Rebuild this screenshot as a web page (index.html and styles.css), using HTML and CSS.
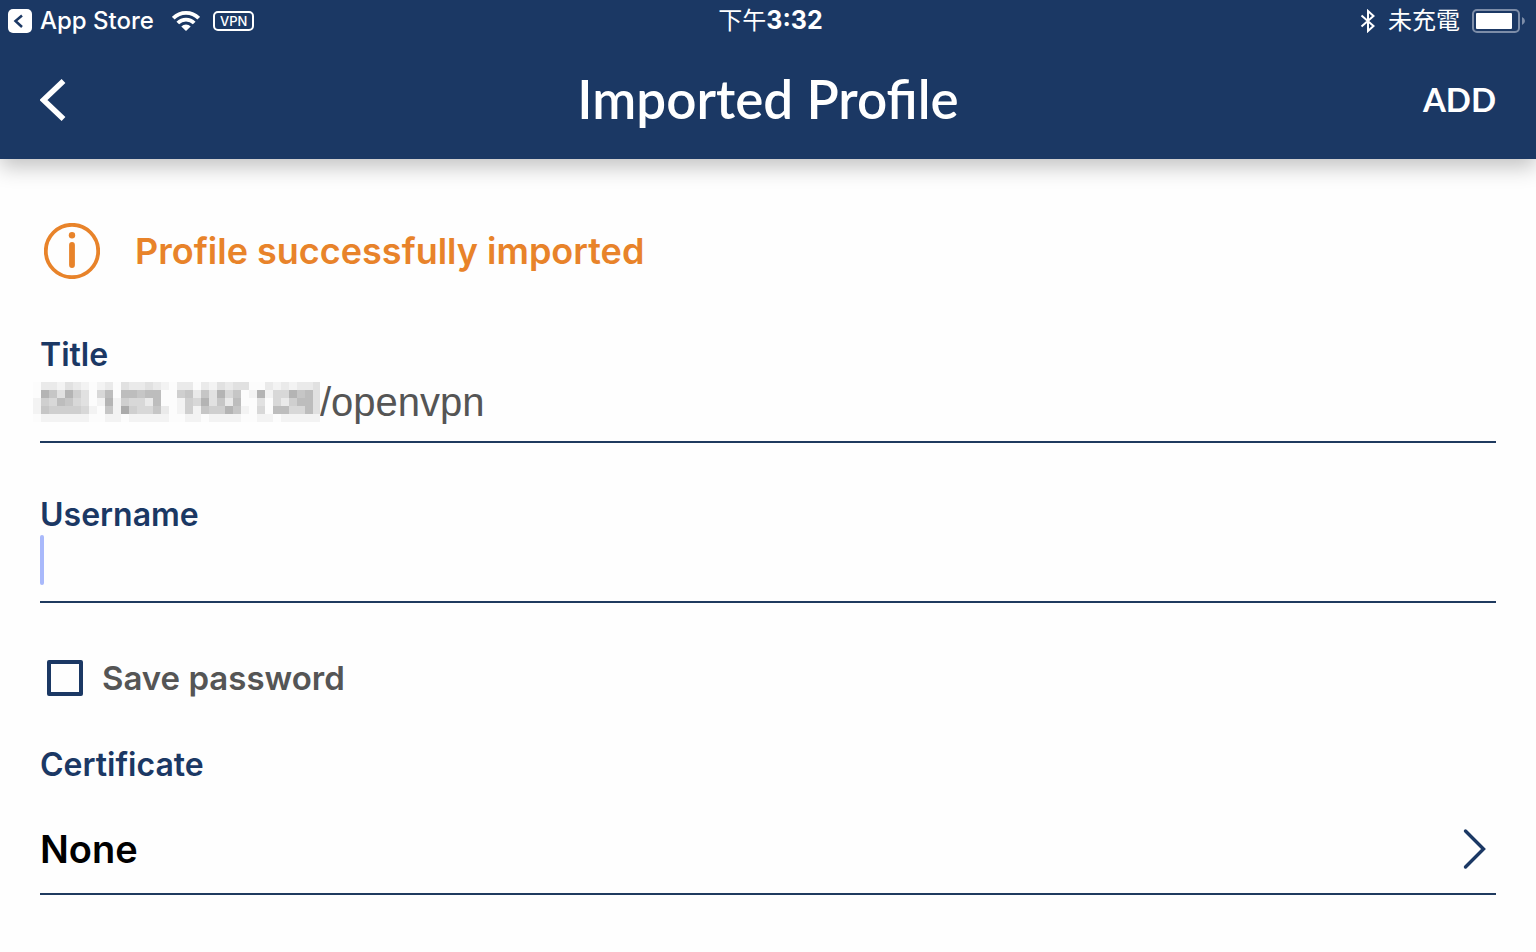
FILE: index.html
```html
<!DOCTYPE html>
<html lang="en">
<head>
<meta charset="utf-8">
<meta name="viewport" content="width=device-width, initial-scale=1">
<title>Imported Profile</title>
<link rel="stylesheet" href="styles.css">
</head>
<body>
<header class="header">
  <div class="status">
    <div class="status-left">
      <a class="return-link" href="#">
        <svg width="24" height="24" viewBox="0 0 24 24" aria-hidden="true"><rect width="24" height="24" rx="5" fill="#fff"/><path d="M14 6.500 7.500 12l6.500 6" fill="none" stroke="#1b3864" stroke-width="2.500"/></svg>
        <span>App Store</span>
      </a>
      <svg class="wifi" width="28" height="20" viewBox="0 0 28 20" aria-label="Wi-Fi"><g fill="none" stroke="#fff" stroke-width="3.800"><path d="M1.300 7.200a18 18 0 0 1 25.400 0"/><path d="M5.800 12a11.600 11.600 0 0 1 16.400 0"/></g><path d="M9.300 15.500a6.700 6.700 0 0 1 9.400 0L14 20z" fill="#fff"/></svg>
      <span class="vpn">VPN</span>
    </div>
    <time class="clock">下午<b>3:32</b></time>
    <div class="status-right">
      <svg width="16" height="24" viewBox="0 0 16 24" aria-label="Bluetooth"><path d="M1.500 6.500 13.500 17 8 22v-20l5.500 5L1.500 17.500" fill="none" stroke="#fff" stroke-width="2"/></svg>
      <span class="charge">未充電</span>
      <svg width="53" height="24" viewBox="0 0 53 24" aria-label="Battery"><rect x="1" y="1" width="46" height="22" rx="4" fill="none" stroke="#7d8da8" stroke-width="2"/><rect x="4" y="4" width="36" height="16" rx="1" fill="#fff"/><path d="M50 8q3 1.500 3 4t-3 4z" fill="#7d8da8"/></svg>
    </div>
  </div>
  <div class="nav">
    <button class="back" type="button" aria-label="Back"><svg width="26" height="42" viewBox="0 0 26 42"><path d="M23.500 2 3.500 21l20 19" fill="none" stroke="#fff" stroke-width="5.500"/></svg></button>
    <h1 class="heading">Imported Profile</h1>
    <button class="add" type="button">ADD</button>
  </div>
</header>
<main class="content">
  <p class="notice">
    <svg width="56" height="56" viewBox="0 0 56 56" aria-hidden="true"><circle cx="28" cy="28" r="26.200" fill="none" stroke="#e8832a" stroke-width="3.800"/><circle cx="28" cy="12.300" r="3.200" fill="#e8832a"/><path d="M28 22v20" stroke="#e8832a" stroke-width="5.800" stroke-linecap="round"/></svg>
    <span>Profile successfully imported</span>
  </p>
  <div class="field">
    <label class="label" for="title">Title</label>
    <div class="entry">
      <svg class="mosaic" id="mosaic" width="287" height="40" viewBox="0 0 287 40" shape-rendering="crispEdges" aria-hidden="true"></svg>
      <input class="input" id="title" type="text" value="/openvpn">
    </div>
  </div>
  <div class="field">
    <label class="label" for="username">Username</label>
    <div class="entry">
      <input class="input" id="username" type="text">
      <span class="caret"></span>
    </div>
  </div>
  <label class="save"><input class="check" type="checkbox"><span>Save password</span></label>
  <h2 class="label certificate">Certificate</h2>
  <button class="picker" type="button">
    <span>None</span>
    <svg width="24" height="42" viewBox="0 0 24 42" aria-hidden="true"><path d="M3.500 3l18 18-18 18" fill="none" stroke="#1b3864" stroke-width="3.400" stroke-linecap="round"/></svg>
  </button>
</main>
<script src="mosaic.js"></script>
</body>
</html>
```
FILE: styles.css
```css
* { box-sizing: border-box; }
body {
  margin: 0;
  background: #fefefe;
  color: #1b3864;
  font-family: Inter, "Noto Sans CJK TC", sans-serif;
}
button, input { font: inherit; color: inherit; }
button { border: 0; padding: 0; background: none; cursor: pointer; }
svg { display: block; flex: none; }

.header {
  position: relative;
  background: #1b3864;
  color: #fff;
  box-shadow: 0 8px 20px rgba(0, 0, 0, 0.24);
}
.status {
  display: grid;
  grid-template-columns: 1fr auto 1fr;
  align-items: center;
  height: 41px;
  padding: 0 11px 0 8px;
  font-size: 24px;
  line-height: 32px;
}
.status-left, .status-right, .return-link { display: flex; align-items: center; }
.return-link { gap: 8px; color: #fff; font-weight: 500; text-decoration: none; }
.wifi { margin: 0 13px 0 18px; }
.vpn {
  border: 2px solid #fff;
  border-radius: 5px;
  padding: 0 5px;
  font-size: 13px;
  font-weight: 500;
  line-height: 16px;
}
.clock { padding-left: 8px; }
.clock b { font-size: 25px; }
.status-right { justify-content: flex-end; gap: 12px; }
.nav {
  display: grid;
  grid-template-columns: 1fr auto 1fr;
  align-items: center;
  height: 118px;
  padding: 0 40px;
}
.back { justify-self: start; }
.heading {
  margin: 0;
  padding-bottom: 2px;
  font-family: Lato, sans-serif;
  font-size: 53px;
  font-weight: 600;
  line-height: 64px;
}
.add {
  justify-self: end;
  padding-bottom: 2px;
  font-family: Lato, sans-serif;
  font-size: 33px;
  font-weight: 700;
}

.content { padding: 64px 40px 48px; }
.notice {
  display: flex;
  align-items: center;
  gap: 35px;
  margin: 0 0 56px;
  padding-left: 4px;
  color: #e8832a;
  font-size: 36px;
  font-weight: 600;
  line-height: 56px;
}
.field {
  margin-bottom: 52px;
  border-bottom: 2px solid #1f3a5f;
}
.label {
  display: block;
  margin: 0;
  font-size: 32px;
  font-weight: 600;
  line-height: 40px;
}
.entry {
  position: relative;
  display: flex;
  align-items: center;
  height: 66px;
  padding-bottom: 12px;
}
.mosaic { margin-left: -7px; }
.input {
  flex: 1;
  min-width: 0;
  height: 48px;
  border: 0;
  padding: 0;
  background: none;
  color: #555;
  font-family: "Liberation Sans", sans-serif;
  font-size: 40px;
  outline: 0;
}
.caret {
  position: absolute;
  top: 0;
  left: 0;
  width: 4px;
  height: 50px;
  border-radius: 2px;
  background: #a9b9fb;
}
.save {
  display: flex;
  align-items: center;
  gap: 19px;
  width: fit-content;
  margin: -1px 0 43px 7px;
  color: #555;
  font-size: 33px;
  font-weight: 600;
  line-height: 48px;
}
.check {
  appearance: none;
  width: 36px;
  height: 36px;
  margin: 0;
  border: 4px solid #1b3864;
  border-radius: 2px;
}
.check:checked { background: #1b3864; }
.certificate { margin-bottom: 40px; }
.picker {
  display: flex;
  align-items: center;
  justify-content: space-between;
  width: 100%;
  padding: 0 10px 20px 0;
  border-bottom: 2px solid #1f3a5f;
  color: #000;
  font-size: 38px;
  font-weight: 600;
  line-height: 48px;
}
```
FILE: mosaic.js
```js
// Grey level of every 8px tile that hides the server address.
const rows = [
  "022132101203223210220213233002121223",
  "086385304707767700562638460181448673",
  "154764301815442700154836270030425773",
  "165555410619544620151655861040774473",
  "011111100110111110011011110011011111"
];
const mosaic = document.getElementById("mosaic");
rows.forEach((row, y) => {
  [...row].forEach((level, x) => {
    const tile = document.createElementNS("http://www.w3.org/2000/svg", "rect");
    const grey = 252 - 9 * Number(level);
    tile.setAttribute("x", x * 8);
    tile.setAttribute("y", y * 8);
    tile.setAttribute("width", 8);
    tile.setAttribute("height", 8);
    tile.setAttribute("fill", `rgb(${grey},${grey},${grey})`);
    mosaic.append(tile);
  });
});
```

◆ **WHAT IS NEEDED**: Take the data above and repeat it exactly, leaving each picture out.

◆ **RESULT FOR THIS EXERCISE**:
Rebuild this screenshot as a web page (index.html and styles.css), using HTML and CSS.
FILE: index.html
```html
<!DOCTYPE html>
<html lang="en">
<head>
<meta charset="utf-8">
<meta name="viewport" content="width=device-width, initial-scale=1">
<title>Imported Profile</title>
<link rel="stylesheet" href="styles.css">
</head>
<body>
<header class="header">
  <div class="status">
    <div class="status-left">
      <a class="return-link" href="#">
        <svg width="24" height="24" viewBox="0 0 24 24" aria-hidden="true"><rect width="24" height="24" rx="5" fill="#fff"/><path d="M14 6.500 7.500 12l6.500 6" fill="none" stroke="#1b3864" stroke-width="2.500"/></svg>
        <span>App Store</span>
      </a>
      <svg class="wifi" width="28" height="20" viewBox="0 0 28 20" aria-label="Wi-Fi"><g fill="none" stroke="#fff" stroke-width="3.800"><path d="M1.300 7.200a18 18 0 0 1 25.400 0"/><path d="M5.800 12a11.600 11.600 0 0 1 16.400 0"/></g><path d="M9.300 15.500a6.700 6.700 0 0 1 9.400 0L14 20z" fill="#fff"/></svg>
      <span class="vpn">VPN</span>
    </div>
    <time class="clock">下午<b>3:32</b></time>
    <div class="status-right">
      <svg width="16" height="24" viewBox="0 0 16 24" aria-label="Bluetooth"><path d="M1.500 6.500 13.500 17 8 22v-20l5.500 5L1.500 17.500" fill="none" stroke="#fff" stroke-width="2"/></svg>
      <span class="charge">未充電</span>
      <svg width="53" height="24" viewBox="0 0 53 24" aria-label="Battery"><rect x="1" y="1" width="46" height="22" rx="4" fill="none" stroke="#7d8da8" stroke-width="2"/><rect x="4" y="4" width="36" height="16" rx="1" fill="#fff"/><path d="M50 8q3 1.500 3 4t-3 4z" fill="#7d8da8"/></svg>
    </div>
  </div>
  <div class="nav">
    <button class="back" type="button" aria-label="Back"><svg width="26" height="42" viewBox="0 0 26 42"><path d="M23.500 2 3.500 21l20 19" fill="none" stroke="#fff" stroke-width="5.500"/></svg></button>
    <h1 class="heading">Imported Profile</h1>
    <button class="add" type="button">ADD</button>
  </div>
</header>
<main class="content">
  <p class="notice">
    <svg width="56" height="56" viewBox="0 0 56 56" aria-hidden="true"><circle cx="28" cy="28" r="26.200" fill="none" stroke="#e8832a" stroke-width="3.800"/><circle cx="28" cy="12.300" r="3.200" fill="#e8832a"/><path d="M28 22v20" stroke="#e8832a" stroke-width="5.800" stroke-linecap="round"/></svg>
    <span>Profile successfully imported</span>
  </p>
  <div class="field">
    <label class="label" for="title">Title</label>
    <div class="entry">
      <svg class="mosaic" id="mosaic" width="287" height="40" viewBox="0 0 287 40" shape-rendering="crispEdges" aria-hidden="true"></svg>
      <input class="input" id="title" type="text" value="/openvpn">
    </div>
  </div>
  <div class="field">
    <label class="label" for="username">Username</label>
    <div class="entry">
      <input class="input" id="username" type="text">
      <span class="caret"></span>
    </div>
  </div>
  <label class="save"><input class="check" type="checkbox"><span>Save password</span></label>
  <h2 class="label certificate">Certificate</h2>
  <button class="picker" type="button">
    <span>None</span>
    <svg width="24" height="42" viewBox="0 0 24 42" aria-hidden="true"><path d="M3.500 3l18 18-18 18" fill="none" stroke="#1b3864" stroke-width="3.400" stroke-linecap="round"/></svg>
  </button>
</main>
<script src="mosaic.js"></script>
</body>
</html>
```
FILE: styles.css
```css
* { box-sizing: border-box; }
body {
  margin: 0;
  background: #fefefe;
  color: #1b3864;
  font-family: Inter, "Noto Sans CJK TC", sans-serif;
}
button, input { font: inherit; color: inherit; }
button { border: 0; padding: 0; background: none; cursor: pointer; }
svg { display: block; flex: none; }

.header {
  position: relative;
  background: #1b3864;
  color: #fff;
  box-shadow: 0 8px 20px rgba(0, 0, 0, 0.24);
}
.status {
  display: grid;
  grid-template-columns: 1fr auto 1fr;
  align-items: center;
  height: 41px;
  padding: 0 11px 0 8px;
  font-size: 24px;
  line-height: 32px;
}
.status-left, .status-right, .return-link { display: flex; align-items: center; }
.return-link { gap: 8px; color: #fff; font-weight: 500; text-decoration: none; }
.wifi { margin: 0 13px 0 18px; }
.vpn {
  border: 2px solid #fff;
  border-radius: 5px;
  padding: 0 5px;
  font-size: 13px;
  font-weight: 500;
  line-height: 16px;
}
.clock { padding-left: 8px; }
.clock b { font-size: 25px; }
.status-right { justify-content: flex-end; gap: 12px; }
.nav {
  display: grid;
  grid-template-columns: 1fr auto 1fr;
  align-items: center;
  height: 118px;
  padding: 0 40px;
}
.back { justify-self: start; }
.heading {
  margin: 0;
  padding-bottom: 2px;
  font-family: Lato, sans-serif;
  font-size: 53px;
  font-weight: 600;
  line-height: 64px;
}
.add {
  justify-self: end;
  padding-bottom: 2px;
  font-family: Lato, sans-serif;
  font-size: 33px;
  font-weight: 700;
}

.content { padding: 64px 40px 48px; }
.notice {
  display: flex;
  align-items: center;
  gap: 35px;
  margin: 0 0 56px;
  padding-left: 4px;
  color: #e8832a;
  font-size: 36px;
  font-weight: 600;
  line-height: 56px;
}
.field {
  margin-bottom: 52px;
  border-bottom: 2px solid #1f3a5f;
}
.label {
  display: block;
  margin: 0;
  font-size: 32px;
  font-weight: 600;
  line-height: 40px;
}
.entry {
  position: relative;
  display: flex;
  align-items: center;
  height: 66px;
  padding-bottom: 12px;
}
.mosaic { margin-left: -7px; }
.input {
  flex: 1;
  min-width: 0;
  height: 48px;
  border: 0;
  padding: 0;
  background: none;
  color: #555;
  font-family: "Liberation Sans", sans-serif;
  font-size: 40px;
  outline: 0;
}
.caret {
  position: absolute;
  top: 0;
  left: 0;
  width: 4px;
  height: 50px;
  border-radius: 2px;
  background: #a9b9fb;
}
.save {
  display: flex;
  align-items: center;
  gap: 19px;
  width: fit-content;
  margin: -1px 0 43px 7px;
  color: #555;
  font-size: 33px;
  font-weight: 600;
  line-height: 48px;
}
.check {
  appearance: none;
  width: 36px;
  height: 36px;
  margin: 0;
  border: 4px solid #1b3864;
  border-radius: 2px;
}
.check:checked { background: #1b3864; }
.certificate { margin-bottom: 40px; }
.picker {
  display: flex;
  align-items: center;
  justify-content: space-between;
  width: 100%;
  padding: 0 10px 20px 0;
  border-bottom: 2px solid #1f3a5f;
  color: #000;
  font-size: 38px;
  font-weight: 600;
  line-height: 48px;
}
```
FILE: mosaic.js
```js
// Grey level of every 8px tile that hides the server address.
const rows = [
  "022132101203223210220213233002121223",
  "086385304707767700562638460181448673",
  "154764301815442700154836270030425773",
  "165555410619544620151655861040774473",
  "011111100110111110011011110011011111"
];
const mosaic = document.getElementById("mosaic");
rows.forEach((row, y) => {
  [...row].forEach((level, x) => {
    const tile = document.createElementNS("http://www.w3.org/2000/svg", "rect");
    const grey = 252 - 9 * Number(level);
    tile.setAttribute("x", x * 8);
    tile.setAttribute("y", y * 8);
    tile.setAttribute("width", 8);
    tile.setAttribute("height", 8);
    tile.setAttribute("fill", `rgb(${grey},${grey},${grey})`);
    mosaic.append(tile);
  });
});
```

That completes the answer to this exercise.